● Given task
Copy each line of the data below exactly, leaving out pictures.

● Given information
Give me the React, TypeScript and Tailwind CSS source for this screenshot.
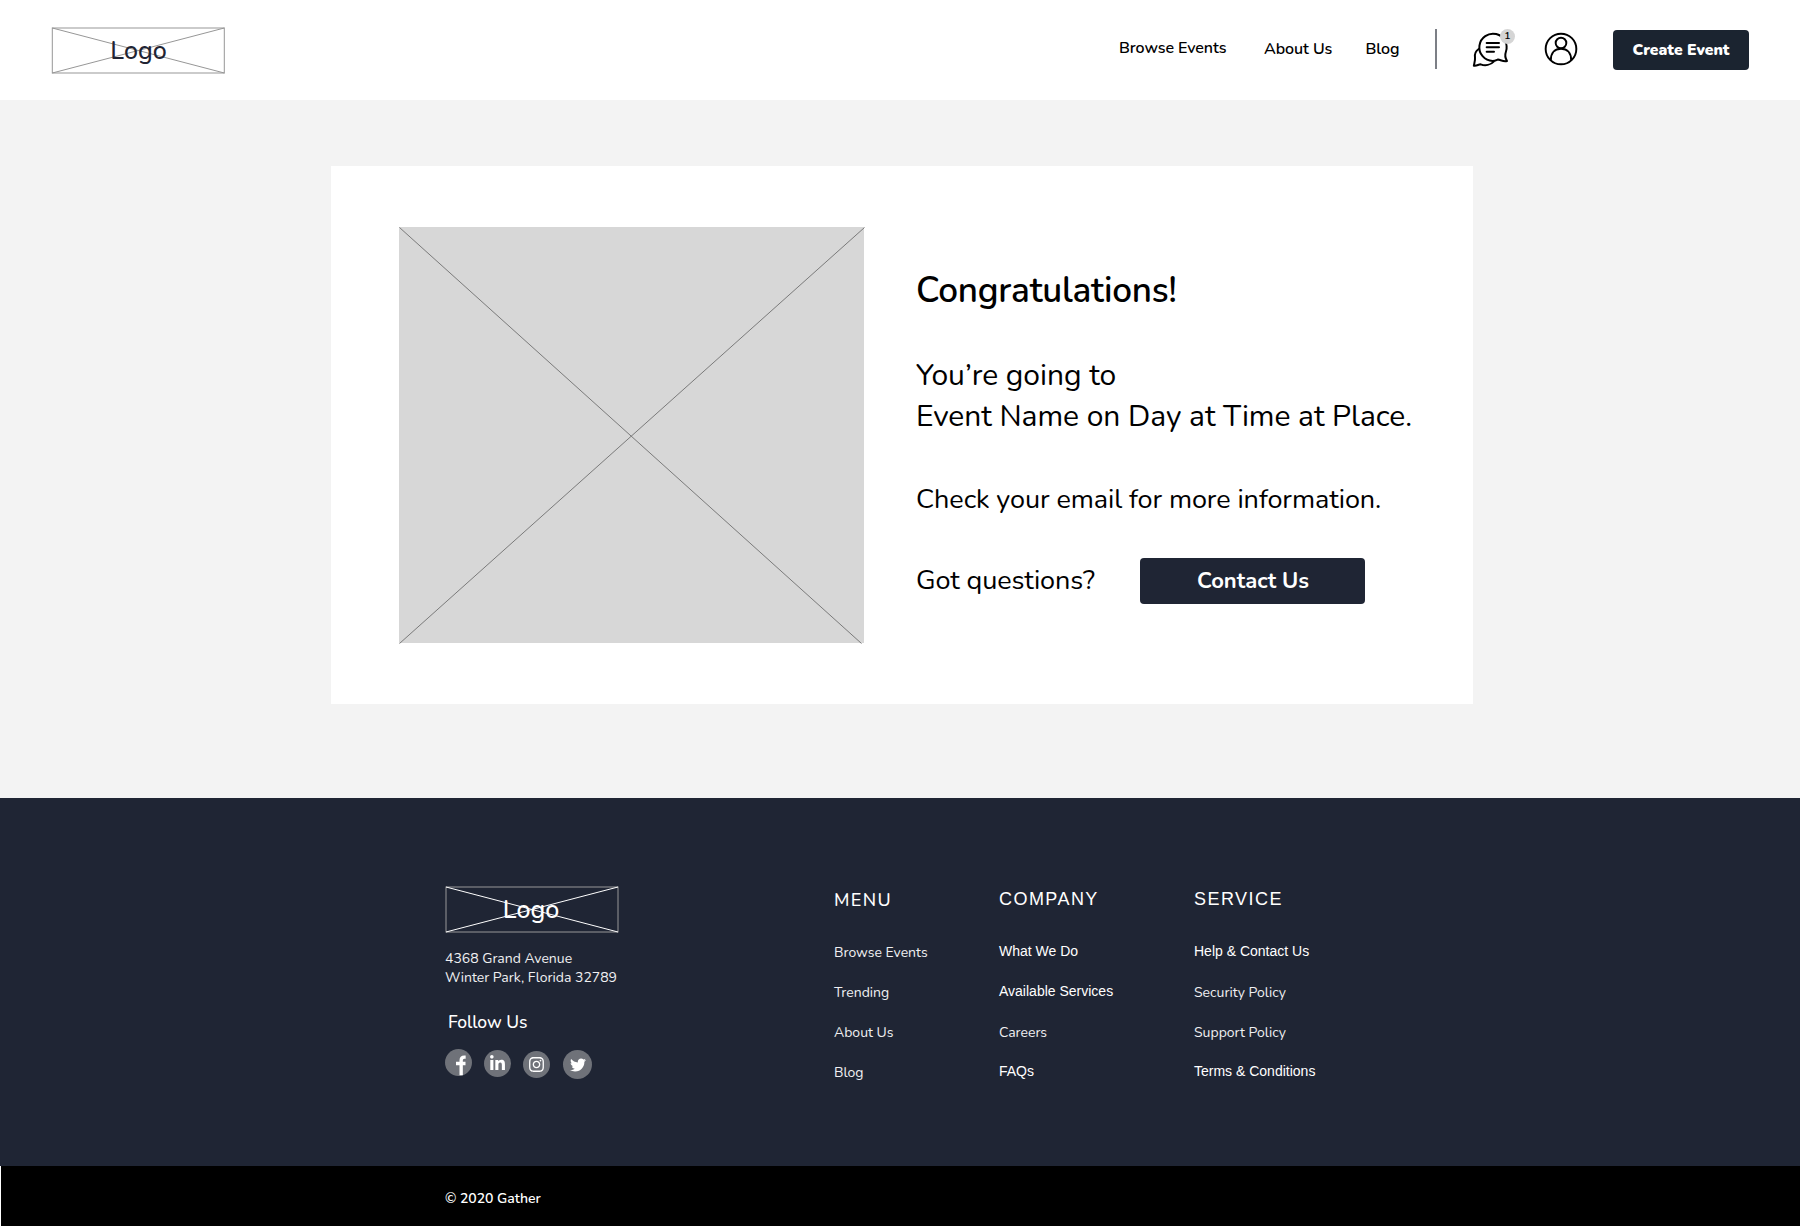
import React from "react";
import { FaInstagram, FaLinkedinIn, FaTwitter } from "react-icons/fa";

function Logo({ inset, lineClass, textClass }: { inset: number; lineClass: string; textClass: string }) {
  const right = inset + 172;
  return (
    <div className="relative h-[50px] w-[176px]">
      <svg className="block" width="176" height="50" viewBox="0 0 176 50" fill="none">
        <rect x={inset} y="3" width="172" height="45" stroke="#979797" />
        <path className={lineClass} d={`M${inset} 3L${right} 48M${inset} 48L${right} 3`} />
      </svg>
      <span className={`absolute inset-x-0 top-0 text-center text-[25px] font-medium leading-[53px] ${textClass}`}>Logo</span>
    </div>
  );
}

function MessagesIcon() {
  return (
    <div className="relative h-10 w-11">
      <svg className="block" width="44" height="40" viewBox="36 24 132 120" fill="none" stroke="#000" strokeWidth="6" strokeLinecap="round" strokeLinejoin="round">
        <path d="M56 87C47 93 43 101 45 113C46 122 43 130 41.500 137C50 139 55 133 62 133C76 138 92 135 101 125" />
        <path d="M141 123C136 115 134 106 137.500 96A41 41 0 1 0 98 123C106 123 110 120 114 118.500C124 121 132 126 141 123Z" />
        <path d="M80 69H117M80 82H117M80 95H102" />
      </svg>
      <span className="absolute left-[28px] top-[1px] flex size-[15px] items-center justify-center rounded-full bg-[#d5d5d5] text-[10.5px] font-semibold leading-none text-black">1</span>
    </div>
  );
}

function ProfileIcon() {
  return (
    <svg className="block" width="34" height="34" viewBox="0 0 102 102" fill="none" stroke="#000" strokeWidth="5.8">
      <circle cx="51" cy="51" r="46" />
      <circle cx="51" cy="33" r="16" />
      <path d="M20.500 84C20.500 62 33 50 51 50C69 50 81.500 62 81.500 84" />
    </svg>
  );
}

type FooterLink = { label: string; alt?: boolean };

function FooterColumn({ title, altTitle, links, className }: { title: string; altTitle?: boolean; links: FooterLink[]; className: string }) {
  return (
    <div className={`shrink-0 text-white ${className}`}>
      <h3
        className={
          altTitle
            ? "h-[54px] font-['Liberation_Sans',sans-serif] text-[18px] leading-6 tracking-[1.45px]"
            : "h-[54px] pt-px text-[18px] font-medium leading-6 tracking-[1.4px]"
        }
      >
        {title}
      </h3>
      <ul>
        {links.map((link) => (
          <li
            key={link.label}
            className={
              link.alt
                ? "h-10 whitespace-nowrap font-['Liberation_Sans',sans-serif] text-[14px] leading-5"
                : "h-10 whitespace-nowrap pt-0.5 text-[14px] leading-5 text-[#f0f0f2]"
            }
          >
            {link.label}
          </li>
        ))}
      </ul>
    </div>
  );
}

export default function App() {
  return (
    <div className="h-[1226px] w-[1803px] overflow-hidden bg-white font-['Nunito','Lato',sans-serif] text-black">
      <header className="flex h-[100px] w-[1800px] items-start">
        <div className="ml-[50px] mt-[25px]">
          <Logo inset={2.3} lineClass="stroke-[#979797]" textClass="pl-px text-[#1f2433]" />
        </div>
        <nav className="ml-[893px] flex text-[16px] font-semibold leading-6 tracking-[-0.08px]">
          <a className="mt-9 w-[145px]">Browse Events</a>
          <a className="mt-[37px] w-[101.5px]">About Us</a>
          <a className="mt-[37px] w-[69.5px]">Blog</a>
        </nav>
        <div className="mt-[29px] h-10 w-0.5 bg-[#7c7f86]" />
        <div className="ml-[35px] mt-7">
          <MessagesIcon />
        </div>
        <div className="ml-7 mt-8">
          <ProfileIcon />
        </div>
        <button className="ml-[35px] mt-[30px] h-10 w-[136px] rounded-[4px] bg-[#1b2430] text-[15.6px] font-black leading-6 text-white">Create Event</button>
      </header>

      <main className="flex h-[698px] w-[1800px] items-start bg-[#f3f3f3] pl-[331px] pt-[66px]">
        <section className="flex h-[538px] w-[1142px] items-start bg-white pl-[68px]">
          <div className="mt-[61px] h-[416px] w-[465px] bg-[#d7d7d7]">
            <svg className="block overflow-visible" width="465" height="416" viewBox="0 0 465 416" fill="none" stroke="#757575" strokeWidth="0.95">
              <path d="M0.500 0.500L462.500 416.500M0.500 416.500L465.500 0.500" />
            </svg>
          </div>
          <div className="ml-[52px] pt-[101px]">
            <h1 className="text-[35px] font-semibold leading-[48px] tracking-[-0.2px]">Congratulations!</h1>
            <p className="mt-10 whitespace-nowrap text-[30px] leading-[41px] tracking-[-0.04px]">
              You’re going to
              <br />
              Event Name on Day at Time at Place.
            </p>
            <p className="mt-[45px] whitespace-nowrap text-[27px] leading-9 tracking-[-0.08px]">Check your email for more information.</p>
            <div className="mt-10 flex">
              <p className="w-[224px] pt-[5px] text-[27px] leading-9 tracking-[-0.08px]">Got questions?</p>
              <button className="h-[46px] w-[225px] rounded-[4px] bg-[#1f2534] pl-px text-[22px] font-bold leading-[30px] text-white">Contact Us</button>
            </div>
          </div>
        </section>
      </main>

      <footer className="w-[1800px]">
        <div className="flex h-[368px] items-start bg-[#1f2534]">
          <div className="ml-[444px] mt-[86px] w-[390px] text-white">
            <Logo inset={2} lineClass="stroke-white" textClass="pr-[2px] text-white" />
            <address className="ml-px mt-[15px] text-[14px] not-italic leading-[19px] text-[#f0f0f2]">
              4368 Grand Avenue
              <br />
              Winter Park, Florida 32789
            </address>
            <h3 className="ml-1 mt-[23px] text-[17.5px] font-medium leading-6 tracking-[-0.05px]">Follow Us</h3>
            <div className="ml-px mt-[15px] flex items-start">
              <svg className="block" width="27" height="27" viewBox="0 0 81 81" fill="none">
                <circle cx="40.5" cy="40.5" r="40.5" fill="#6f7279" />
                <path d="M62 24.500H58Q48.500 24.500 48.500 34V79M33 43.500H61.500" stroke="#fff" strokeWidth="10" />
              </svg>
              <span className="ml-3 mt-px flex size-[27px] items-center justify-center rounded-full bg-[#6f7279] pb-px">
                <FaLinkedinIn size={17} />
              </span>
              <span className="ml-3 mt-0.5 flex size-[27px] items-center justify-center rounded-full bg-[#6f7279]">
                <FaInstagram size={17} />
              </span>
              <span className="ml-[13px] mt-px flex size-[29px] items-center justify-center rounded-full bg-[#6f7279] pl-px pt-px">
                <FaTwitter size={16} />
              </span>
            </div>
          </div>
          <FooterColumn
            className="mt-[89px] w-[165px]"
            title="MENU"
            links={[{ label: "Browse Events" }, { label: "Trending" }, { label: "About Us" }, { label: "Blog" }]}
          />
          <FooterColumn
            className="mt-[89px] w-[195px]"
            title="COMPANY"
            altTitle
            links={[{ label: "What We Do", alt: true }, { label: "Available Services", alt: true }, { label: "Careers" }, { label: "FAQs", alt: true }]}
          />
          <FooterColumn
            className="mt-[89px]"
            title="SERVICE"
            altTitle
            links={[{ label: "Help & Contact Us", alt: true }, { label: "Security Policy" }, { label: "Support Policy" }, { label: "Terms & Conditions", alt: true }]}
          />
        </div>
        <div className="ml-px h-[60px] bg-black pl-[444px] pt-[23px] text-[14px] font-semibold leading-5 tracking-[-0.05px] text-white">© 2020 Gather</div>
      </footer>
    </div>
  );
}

● Written response
Give me the React, TypeScript and Tailwind CSS source for this screenshot.
import React from "react";
import { FaInstagram, FaLinkedinIn, FaTwitter } from "react-icons/fa";

function Logo({ inset, lineClass, textClass }: { inset: number; lineClass: string; textClass: string }) {
  const right = inset + 172;
  return (
    <div className="relative h-[50px] w-[176px]">
      <svg className="block" width="176" height="50" viewBox="0 0 176 50" fill="none">
        <rect x={inset} y="3" width="172" height="45" stroke="#979797" />
        <path className={lineClass} d={`M${inset} 3L${right} 48M${inset} 48L${right} 3`} />
      </svg>
      <span className={`absolute inset-x-0 top-0 text-center text-[25px] font-medium leading-[53px] ${textClass}`}>Logo</span>
    </div>
  );
}

function MessagesIcon() {
  return (
    <div className="relative h-10 w-11">
      <svg className="block" width="44" height="40" viewBox="36 24 132 120" fill="none" stroke="#000" strokeWidth="6" strokeLinecap="round" strokeLinejoin="round">
        <path d="M56 87C47 93 43 101 45 113C46 122 43 130 41.500 137C50 139 55 133 62 133C76 138 92 135 101 125" />
        <path d="M141 123C136 115 134 106 137.500 96A41 41 0 1 0 98 123C106 123 110 120 114 118.500C124 121 132 126 141 123Z" />
        <path d="M80 69H117M80 82H117M80 95H102" />
      </svg>
      <span className="absolute left-[28px] top-[1px] flex size-[15px] items-center justify-center rounded-full bg-[#d5d5d5] text-[10.5px] font-semibold leading-none text-black">1</span>
    </div>
  );
}

function ProfileIcon() {
  return (
    <svg className="block" width="34" height="34" viewBox="0 0 102 102" fill="none" stroke="#000" strokeWidth="5.8">
      <circle cx="51" cy="51" r="46" />
      <circle cx="51" cy="33" r="16" />
      <path d="M20.500 84C20.500 62 33 50 51 50C69 50 81.500 62 81.500 84" />
    </svg>
  );
}

type FooterLink = { label: string; alt?: boolean };

function FooterColumn({ title, altTitle, links, className }: { title: string; altTitle?: boolean; links: FooterLink[]; className: string }) {
  return (
    <div className={`shrink-0 text-white ${className}`}>
      <h3
        className={
          altTitle
            ? "h-[54px] font-['Liberation_Sans',sans-serif] text-[18px] leading-6 tracking-[1.45px]"
            : "h-[54px] pt-px text-[18px] font-medium leading-6 tracking-[1.4px]"
        }
      >
        {title}
      </h3>
      <ul>
        {links.map((link) => (
          <li
            key={link.label}
            className={
              link.alt
                ? "h-10 whitespace-nowrap font-['Liberation_Sans',sans-serif] text-[14px] leading-5"
                : "h-10 whitespace-nowrap pt-0.5 text-[14px] leading-5 text-[#f0f0f2]"
            }
          >
            {link.label}
          </li>
        ))}
      </ul>
    </div>
  );
}

export default function App() {
  return (
    <div className="h-[1226px] w-[1803px] overflow-hidden bg-white font-['Nunito','Lato',sans-serif] text-black">
      <header className="flex h-[100px] w-[1800px] items-start">
        <div className="ml-[50px] mt-[25px]">
          <Logo inset={2.3} lineClass="stroke-[#979797]" textClass="pl-px text-[#1f2433]" />
        </div>
        <nav className="ml-[893px] flex text-[16px] font-semibold leading-6 tracking-[-0.08px]">
          <a className="mt-9 w-[145px]">Browse Events</a>
          <a className="mt-[37px] w-[101.5px]">About Us</a>
          <a className="mt-[37px] w-[69.5px]">Blog</a>
        </nav>
        <div className="mt-[29px] h-10 w-0.5 bg-[#7c7f86]" />
        <div className="ml-[35px] mt-7">
          <MessagesIcon />
        </div>
        <div className="ml-7 mt-8">
          <ProfileIcon />
        </div>
        <button className="ml-[35px] mt-[30px] h-10 w-[136px] rounded-[4px] bg-[#1b2430] text-[15.6px] font-black leading-6 text-white">Create Event</button>
      </header>

      <main className="flex h-[698px] w-[1800px] items-start bg-[#f3f3f3] pl-[331px] pt-[66px]">
        <section className="flex h-[538px] w-[1142px] items-start bg-white pl-[68px]">
          <div className="mt-[61px] h-[416px] w-[465px] bg-[#d7d7d7]">
            <svg className="block overflow-visible" width="465" height="416" viewBox="0 0 465 416" fill="none" stroke="#757575" strokeWidth="0.95">
              <path d="M0.500 0.500L462.500 416.500M0.500 416.500L465.500 0.500" />
            </svg>
          </div>
          <div className="ml-[52px] pt-[101px]">
            <h1 className="text-[35px] font-semibold leading-[48px] tracking-[-0.2px]">Congratulations!</h1>
            <p className="mt-10 whitespace-nowrap text-[30px] leading-[41px] tracking-[-0.04px]">
              You’re going to
              <br />
              Event Name on Day at Time at Place.
            </p>
            <p className="mt-[45px] whitespace-nowrap text-[27px] leading-9 tracking-[-0.08px]">Check your email for more information.</p>
            <div className="mt-10 flex">
              <p className="w-[224px] pt-[5px] text-[27px] leading-9 tracking-[-0.08px]">Got questions?</p>
              <button className="h-[46px] w-[225px] rounded-[4px] bg-[#1f2534] pl-px text-[22px] font-bold leading-[30px] text-white">Contact Us</button>
            </div>
          </div>
        </section>
      </main>

      <footer className="w-[1800px]">
        <div className="flex h-[368px] items-start bg-[#1f2534]">
          <div className="ml-[444px] mt-[86px] w-[390px] text-white">
            <Logo inset={2} lineClass="stroke-white" textClass="pr-[2px] text-white" />
            <address className="ml-px mt-[15px] text-[14px] not-italic leading-[19px] text-[#f0f0f2]">
              4368 Grand Avenue
              <br />
              Winter Park, Florida 32789
            </address>
            <h3 className="ml-1 mt-[23px] text-[17.5px] font-medium leading-6 tracking-[-0.05px]">Follow Us</h3>
            <div className="ml-px mt-[15px] flex items-start">
              <svg className="block" width="27" height="27" viewBox="0 0 81 81" fill="none">
                <circle cx="40.5" cy="40.5" r="40.5" fill="#6f7279" />
                <path d="M62 24.500H58Q48.500 24.500 48.500 34V79M33 43.500H61.500" stroke="#fff" strokeWidth="10" />
              </svg>
              <span className="ml-3 mt-px flex size-[27px] items-center justify-center rounded-full bg-[#6f7279] pb-px">
                <FaLinkedinIn size={17} />
              </span>
              <span className="ml-3 mt-0.5 flex size-[27px] items-center justify-center rounded-full bg-[#6f7279]">
                <FaInstagram size={17} />
              </span>
              <span className="ml-[13px] mt-px flex size-[29px] items-center justify-center rounded-full bg-[#6f7279] pl-px pt-px">
                <FaTwitter size={16} />
              </span>
            </div>
          </div>
          <FooterColumn
            className="mt-[89px] w-[165px]"
            title="MENU"
            links={[{ label: "Browse Events" }, { label: "Trending" }, { label: "About Us" }, { label: "Blog" }]}
          />
          <FooterColumn
            className="mt-[89px] w-[195px]"
            title="COMPANY"
            altTitle
            links={[{ label: "What We Do", alt: true }, { label: "Available Services", alt: true }, { label: "Careers" }, { label: "FAQs", alt: true }]}
          />
          <FooterColumn
            className="mt-[89px]"
            title="SERVICE"
            altTitle
            links={[{ label: "Help & Contact Us", alt: true }, { label: "Security Policy" }, { label: "Support Policy" }, { label: "Terms & Conditions", alt: true }]}
          />
        </div>
        <div className="ml-px h-[60px] bg-black pl-[444px] pt-[23px] text-[14px] font-semibold leading-5 tracking-[-0.05px] text-white">© 2020 Gather</div>
      </footer>
    </div>
  );
}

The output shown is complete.